__WRITTEN PROBLEM__: From the listing below, pull each line that includes "React".
---+---
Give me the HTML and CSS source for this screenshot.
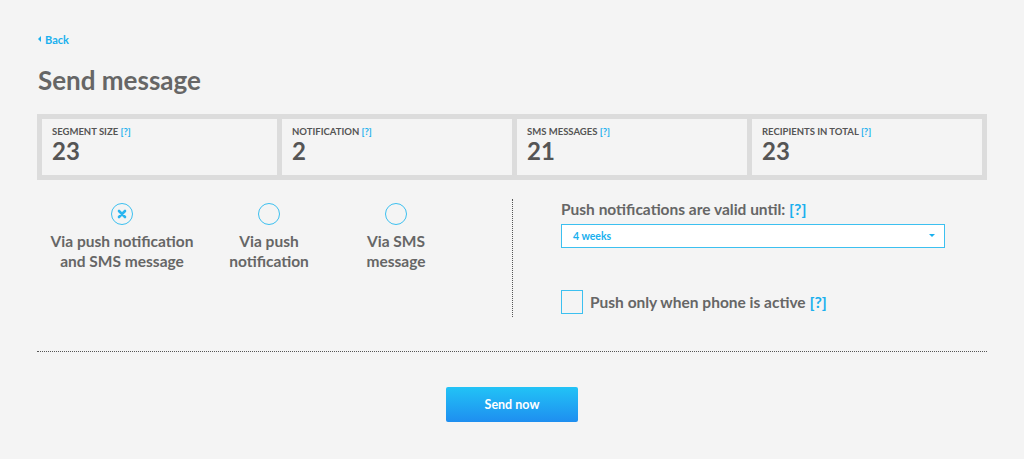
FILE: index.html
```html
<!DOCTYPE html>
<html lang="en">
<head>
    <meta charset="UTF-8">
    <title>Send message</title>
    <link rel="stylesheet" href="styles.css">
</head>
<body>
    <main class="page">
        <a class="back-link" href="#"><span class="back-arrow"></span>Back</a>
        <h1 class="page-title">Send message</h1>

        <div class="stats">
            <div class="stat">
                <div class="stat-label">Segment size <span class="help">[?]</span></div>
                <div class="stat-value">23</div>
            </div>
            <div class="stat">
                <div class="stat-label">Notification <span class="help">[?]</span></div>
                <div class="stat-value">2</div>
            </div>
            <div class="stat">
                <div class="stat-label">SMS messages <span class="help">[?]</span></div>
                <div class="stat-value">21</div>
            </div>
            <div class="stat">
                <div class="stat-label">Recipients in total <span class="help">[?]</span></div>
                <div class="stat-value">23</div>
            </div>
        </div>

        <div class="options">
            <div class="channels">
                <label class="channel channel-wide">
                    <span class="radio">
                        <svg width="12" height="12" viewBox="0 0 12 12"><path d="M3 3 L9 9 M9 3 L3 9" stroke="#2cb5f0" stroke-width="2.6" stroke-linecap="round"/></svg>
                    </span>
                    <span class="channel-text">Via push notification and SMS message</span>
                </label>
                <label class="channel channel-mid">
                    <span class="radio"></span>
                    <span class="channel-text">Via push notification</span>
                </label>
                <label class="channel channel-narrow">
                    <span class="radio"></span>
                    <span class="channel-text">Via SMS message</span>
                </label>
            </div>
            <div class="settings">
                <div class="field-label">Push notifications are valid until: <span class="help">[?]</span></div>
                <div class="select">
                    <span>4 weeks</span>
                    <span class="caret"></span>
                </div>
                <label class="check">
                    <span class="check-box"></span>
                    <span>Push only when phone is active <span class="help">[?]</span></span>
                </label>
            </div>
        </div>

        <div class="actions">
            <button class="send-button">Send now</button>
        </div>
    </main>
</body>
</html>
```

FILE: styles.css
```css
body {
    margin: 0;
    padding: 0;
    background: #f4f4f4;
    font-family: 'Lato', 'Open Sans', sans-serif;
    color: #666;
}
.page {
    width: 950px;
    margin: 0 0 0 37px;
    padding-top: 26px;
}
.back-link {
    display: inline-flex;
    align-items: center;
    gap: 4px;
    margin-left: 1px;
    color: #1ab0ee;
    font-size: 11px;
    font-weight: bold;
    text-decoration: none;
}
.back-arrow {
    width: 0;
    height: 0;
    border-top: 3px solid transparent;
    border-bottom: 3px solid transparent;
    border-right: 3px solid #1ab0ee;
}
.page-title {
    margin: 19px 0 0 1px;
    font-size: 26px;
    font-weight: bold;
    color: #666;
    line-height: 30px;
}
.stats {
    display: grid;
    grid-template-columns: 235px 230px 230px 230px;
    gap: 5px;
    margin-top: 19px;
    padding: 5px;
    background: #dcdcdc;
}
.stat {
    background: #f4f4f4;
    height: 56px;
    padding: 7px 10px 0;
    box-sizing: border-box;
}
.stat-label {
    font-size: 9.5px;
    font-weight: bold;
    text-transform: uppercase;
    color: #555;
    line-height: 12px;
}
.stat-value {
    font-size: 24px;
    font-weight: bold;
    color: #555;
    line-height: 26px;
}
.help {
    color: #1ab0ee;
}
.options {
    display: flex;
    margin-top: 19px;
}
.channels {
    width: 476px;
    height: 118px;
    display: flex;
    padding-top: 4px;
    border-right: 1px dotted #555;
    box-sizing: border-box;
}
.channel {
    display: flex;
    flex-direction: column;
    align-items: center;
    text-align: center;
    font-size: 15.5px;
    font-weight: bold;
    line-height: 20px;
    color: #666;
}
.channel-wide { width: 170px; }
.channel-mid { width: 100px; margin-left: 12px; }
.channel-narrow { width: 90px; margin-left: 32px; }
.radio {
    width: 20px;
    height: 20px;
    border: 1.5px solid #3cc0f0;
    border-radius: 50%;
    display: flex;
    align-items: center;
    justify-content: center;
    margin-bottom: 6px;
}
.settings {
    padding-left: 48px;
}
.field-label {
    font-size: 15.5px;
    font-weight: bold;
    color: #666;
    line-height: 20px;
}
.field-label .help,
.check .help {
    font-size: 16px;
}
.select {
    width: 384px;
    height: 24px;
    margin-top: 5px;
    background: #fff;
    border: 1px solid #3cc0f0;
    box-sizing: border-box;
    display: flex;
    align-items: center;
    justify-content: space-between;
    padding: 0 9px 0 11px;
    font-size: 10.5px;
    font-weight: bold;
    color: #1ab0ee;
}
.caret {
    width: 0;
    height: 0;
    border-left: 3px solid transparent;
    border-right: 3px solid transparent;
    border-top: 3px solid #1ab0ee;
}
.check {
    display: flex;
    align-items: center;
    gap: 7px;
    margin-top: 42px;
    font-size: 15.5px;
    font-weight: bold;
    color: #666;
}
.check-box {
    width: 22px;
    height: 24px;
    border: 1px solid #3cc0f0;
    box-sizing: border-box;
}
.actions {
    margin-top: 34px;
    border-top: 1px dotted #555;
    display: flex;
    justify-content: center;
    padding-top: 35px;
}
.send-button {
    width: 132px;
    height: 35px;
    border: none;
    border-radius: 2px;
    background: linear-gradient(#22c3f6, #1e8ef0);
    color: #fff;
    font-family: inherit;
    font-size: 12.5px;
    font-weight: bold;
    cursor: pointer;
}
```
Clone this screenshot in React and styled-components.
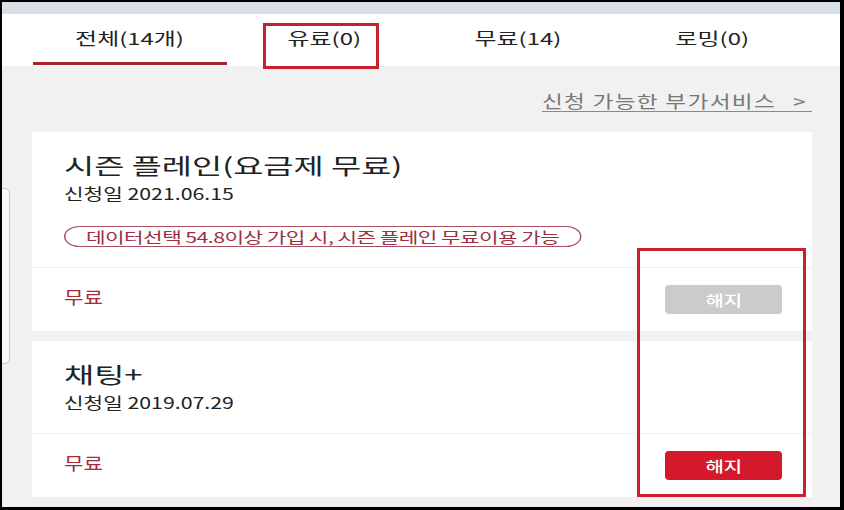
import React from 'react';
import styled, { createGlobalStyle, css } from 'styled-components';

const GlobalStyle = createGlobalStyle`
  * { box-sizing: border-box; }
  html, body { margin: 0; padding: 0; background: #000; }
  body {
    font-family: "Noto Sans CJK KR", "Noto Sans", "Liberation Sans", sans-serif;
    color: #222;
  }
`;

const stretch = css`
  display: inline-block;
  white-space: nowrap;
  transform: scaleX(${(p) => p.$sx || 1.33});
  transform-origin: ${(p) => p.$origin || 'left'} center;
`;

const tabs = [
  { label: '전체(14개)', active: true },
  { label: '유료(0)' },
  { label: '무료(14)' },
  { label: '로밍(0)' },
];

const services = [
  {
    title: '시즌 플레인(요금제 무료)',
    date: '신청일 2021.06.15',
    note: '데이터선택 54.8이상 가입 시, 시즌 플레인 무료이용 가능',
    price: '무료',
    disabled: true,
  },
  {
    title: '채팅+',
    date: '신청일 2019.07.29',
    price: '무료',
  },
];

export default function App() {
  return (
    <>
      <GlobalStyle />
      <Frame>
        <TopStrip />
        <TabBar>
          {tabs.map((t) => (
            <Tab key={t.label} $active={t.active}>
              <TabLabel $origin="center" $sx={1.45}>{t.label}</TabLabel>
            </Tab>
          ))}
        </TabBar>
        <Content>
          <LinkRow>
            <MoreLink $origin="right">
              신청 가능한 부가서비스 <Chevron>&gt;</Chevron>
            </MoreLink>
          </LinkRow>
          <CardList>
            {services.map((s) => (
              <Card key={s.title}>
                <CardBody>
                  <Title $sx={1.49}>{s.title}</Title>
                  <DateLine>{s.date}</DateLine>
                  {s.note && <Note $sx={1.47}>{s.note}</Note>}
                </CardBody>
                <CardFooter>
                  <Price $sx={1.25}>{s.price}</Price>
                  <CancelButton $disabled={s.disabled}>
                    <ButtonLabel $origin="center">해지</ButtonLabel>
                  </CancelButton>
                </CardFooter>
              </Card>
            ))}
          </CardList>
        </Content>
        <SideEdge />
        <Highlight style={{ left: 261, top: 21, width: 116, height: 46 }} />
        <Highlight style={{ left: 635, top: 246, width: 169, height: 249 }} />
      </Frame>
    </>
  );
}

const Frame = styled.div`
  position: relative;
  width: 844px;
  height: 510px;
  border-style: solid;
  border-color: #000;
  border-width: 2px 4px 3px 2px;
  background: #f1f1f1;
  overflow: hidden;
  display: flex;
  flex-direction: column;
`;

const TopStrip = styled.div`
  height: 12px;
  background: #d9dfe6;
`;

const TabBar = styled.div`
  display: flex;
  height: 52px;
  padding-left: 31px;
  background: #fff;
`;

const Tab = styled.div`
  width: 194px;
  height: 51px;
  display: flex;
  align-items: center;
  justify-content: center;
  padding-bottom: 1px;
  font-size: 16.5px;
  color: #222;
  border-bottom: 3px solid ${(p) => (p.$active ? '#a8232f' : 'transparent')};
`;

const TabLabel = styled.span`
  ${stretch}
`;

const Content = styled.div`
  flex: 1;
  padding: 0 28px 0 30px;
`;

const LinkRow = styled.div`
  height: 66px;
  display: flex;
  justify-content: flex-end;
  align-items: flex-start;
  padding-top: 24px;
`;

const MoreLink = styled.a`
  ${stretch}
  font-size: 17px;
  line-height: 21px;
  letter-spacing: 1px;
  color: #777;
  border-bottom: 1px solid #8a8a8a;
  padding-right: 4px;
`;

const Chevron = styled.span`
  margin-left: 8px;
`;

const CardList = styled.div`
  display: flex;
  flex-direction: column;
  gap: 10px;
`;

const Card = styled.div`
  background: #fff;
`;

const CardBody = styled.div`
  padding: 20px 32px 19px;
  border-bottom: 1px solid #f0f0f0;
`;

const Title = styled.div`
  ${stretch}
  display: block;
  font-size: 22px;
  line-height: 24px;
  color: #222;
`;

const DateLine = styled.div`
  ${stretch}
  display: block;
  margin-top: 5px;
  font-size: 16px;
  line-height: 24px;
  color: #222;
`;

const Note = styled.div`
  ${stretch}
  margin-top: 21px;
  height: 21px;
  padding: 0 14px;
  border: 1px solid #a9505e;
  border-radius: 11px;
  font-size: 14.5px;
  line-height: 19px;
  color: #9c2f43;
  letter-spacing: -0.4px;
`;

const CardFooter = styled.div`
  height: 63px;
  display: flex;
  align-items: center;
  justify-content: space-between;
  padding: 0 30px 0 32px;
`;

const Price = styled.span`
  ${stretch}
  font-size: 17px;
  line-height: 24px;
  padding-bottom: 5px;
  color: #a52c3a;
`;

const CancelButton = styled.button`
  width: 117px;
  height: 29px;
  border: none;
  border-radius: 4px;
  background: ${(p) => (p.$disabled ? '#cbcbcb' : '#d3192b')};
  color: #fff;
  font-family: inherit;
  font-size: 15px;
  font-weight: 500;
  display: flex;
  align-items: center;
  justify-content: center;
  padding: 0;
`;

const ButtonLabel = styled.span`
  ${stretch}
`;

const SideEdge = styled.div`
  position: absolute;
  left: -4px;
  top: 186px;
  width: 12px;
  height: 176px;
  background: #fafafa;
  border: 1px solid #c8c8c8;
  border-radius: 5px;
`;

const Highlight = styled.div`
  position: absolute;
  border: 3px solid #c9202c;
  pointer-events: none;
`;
---+---
__THE ANSWER__:
Clone this screenshot in React and styled-components.
import React from 'react';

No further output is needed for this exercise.